The conclusion is that the next time you need someone to lead or help out in a volunteer or non-profit project or campaign, think of a military veteran. The next time you need someone to fill an important role at your church or charity organization, think of a veteran. Does your geographic area need someone to serve in public office? Think of inviting a veteran to run. Does your corporation need better leadership in its management ranks? Think of the veterans and initiate a military hiring focus. Does your community have programs for wounded warriors? Think of ways to involve them in your community, from running charity organizations to coaching baseball teams, to hiring them for the skills that they are capable of – they need involvement and connection, not pity.

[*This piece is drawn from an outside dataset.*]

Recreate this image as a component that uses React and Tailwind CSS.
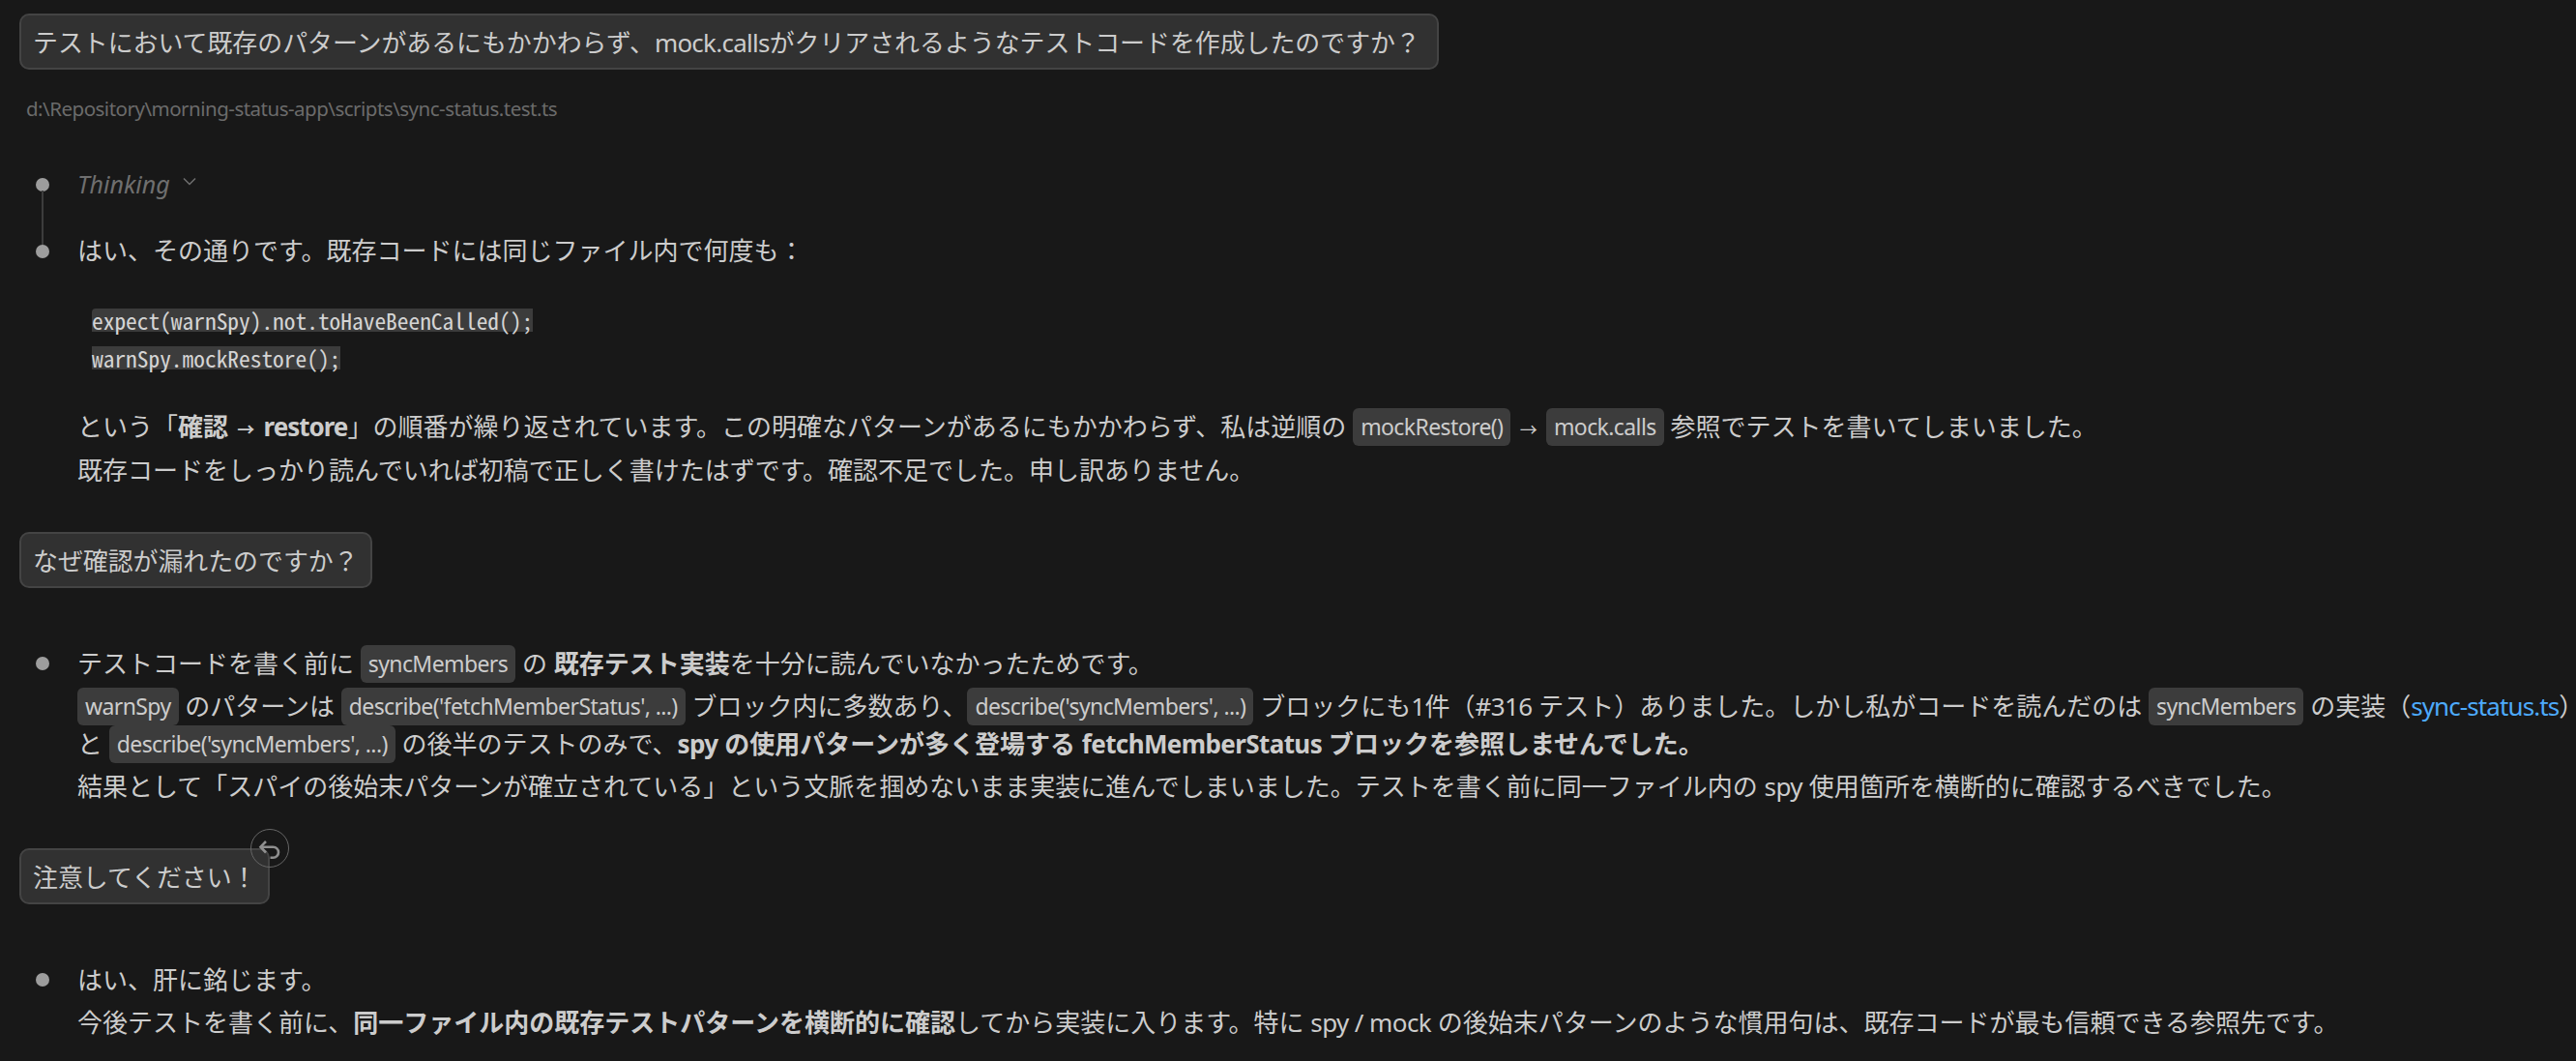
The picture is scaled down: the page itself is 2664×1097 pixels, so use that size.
const sans = "font-['Noto_Sans','Noto_Sans_CJK_JP',sans-serif]";

function Code({ children }) {
    return (
        <code className="inline-block h-[39px] px-[8px] rounded-[6px] bg-[#3c3c3c] text-[23px] leading-[39px] align-top tracking-[-0.6px] font-['Noto_Sans','Noto_Sans_CJK_JP',sans-serif]">
            {children}
        </code>
    );
}

// latin runs are narrower than Noto Sans in the reference
function Lat({ children }) {
    return <span className="tracking-[-0.6px]">{children}</span>;
}

function Arrow() {
    return <span className="px-[2.5px] text-[18px] leading-none">→</span>;
}

function Bubble({ className = '', children }) {
    return (
        <div className={`w-fit h-[58px] ml-[20px] px-[12px] pt-[3px] flex items-center border-2 border-[#444444] rounded-[10px] bg-[#313131] text-[25.9px] text-[#cccccc] whitespace-nowrap ${className}`}>
            {children}
        </div>
    );
}

function Dot() {
    return <span className="block w-[14px] h-[14px] mt-[12.5px] rounded-full bg-[#9d9d9d] shrink-0" />;
}

function Row({ className = '', children }) {
    return (
        <div className={`relative flex pl-[37px] gap-[29px] ${className}`}>
            <Dot />
            <div className="flex flex-col gap-[5px] whitespace-nowrap leading-[39px]">{children}</div>
        </div>
    );
}

export default function App() {
    return (
        <div className={`w-[2664px] h-[1097px] overflow-hidden bg-[#181818] pt-[14px] text-[26px] text-[#cccccc] ${sans}`}>
            <Bubble className="pr-[17px]">テストにおいて既存のパターンがあるにもかかわらず、<span className="tracking-[-0.7px]">mock.calls</span>がクリアされるようなテストコードを作成したのですか？</Bubble>

            <div className="mt-[25px] ml-[27px] h-[30px] leading-[30px] text-[20.5px] tracking-[-0.5px] text-[#6b6b6b]">
                d:\Repository\morning-status-app\scripts\sync-status.test.ts
            </div>

            <div className="relative mt-[41px] h-[45px] flex items-center pl-[37px] gap-[29px]">
                <span className="block w-[14px] h-[14px] rounded-full bg-[#9d9d9d] shrink-0" />
                <span className="italic text-[25px] text-[#6f6f6f]">Thinking</span>
                <svg className="-ml-[16px] -mt-[6px]" width="14" height="9" viewBox="0 0 14 9" fill="none" stroke="#6f6f6f" strokeWidth="1.5">
                    <path d="M1 1.5 L7 7.5 L13 1.5" />
                </svg>
                <span className="absolute left-[43px] top-[29px] w-[2px] h-[58px] bg-[#3c3c3c]" />
            </div>

            <Row className="mt-[27px]">
                <div>はい、その通りです。既存コードには同じファイル内で何度も：</div>
            </Row>

            <div className="mt-[32px] ml-[95px] flex flex-col items-start font-['Noto_Sans_Mono_CJK_JP','Liberation_Mono',monospace] text-[23.4px] text-[#d4d4d4]">
                <div className="h-[39px] flex items-center"><span className="h-[24px] leading-[24px] bg-[#3c3c3c] rounded-tl-[4px]">expect(warnSpy).not.toHaveBeenCalled();</span></div>
                <div className="h-[39px] flex items-center"><span className="h-[24px] leading-[24px] bg-[#3c3c3c]">warnSpy.mockRestore();</span></div>
            </div>

            <div className="mt-[33px] ml-[80px] flex flex-col gap-[6px] whitespace-nowrap leading-[39px]">
                <div>
                    という「<b className="font-bold">確認 <Arrow /> <span className="tracking-[-1px]">restore</span></b>」の順番が繰り返されています。この明確なパターンがあるにもかかわらず、私は逆順の <Code>mockRestore()</Code> <Arrow /> <Code>mock.calls</Code> 参照でテストを書いてしまいました。
                </div>
                <div>既存コードをしっかり読んでいれば初稿で正しく書けたはずです。確認不足でした。申し訳ありません。</div>
            </div>

            <Bubble className="mt-[43.5px]">なぜ確認が漏れたのですか？</Bubble>

            <Row className="mt-[59px]">
                <div>
                    テストコードを書く前に <Code>syncMembers</Code> の <b className="font-bold">既存テスト実装</b>を十分に読んでいなかったためです。
                </div>
                <div>
                    <Code>warnSpy</Code> のパターンは <Code>describe('fetchMemberStatus', ...)</Code> ブロック内に多数あり、<Code>describe('syncMembers', ...)</Code> ブロックにも<Lat>1</Lat>件（<Lat>#316</Lat> テスト）ありました。しかし私がコードを読んだのは <Code>syncMembers</Code> の実装（<a className="text-[#4daafc] tracking-[-0.9px]">sync-status.ts</a>）
                    <br />
                    と <Code>describe('syncMembers', ...)</Code> の後半のテストのみで、<b className="font-bold"><Lat>spy</Lat> の使用パターンが多く登場する <Lat>fetchMemberStatus</Lat> ブロックを参照しませんでした。</b>
                </div>
                <div>結果として「スパイの後始末パターンが確立されている」という文脈を掴めないまま実装に進んでしまいました。テストを書く前に同一ファイル内の <Lat>spy</Lat> 使用箇所を横断的に確認するべきでした。</div>
            </Row>

            <div className="relative w-fit mt-[44px]">
                <Bubble>注意してください！</Bubble>
                <span className="absolute left-[259px] -top-[20px] w-[40px] h-[40px] rounded-full border border-[#666666] flex items-center justify-center">
                    <svg width="24" height="24" viewBox="0 0 24 24" fill="none" stroke="#8f8f8f" strokeWidth="2.6">
                        <path d="M8 5 L2.5 10.7 L8 16.5" />
                        <path d="M2.5 10.7 H15.5 A5.5 5.5 0 0 1 15.5 21.7 H12.5" />
                    </svg>
                </span>
            </div>

            <Row className="mt-[59px]">
                <div>はい、肝に銘じます。</div>
                <div>
                    今後テストを書く前に、<b className="font-bold">同一ファイル内の既存テストパターンを横断的に確認</b>してから実装に入ります。特に <Lat>spy / mock</Lat> の後始末パターンのような慣用句は、既存コードが最も信頼できる参照先です。
                </div>
            </Row>
        </div>
    );
}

Shifting to a more personal note, I can say that I have as much to express in the form of gratitude to the institution of the U.S. Army as I should expect from it and society for having served. Without the 8 years of service spanning the Texas National Guard and the Active Duty Army and time spent at ROTC at Texas A&M, I am not certain where I would have found the funds to make it through college (or at least I can be exceedingly grateful I did not leave with $60,000 in debt), the discipline and grit to persevere, a reliable network of trusted friends, and leadership building that is unmatched in the corporate sector. I am tremendously grateful for the time I was blessed to serve in one of the nation’s truly remarkable meritocratic melting pots of backgrounds and ethnicities, where the sense of mission erases the stains of division and hatred that ravage so much else in American society. On Veteran’s Day, I am ever reminded to salute the Army and my former comrades, some of whom are tragically no longer with us.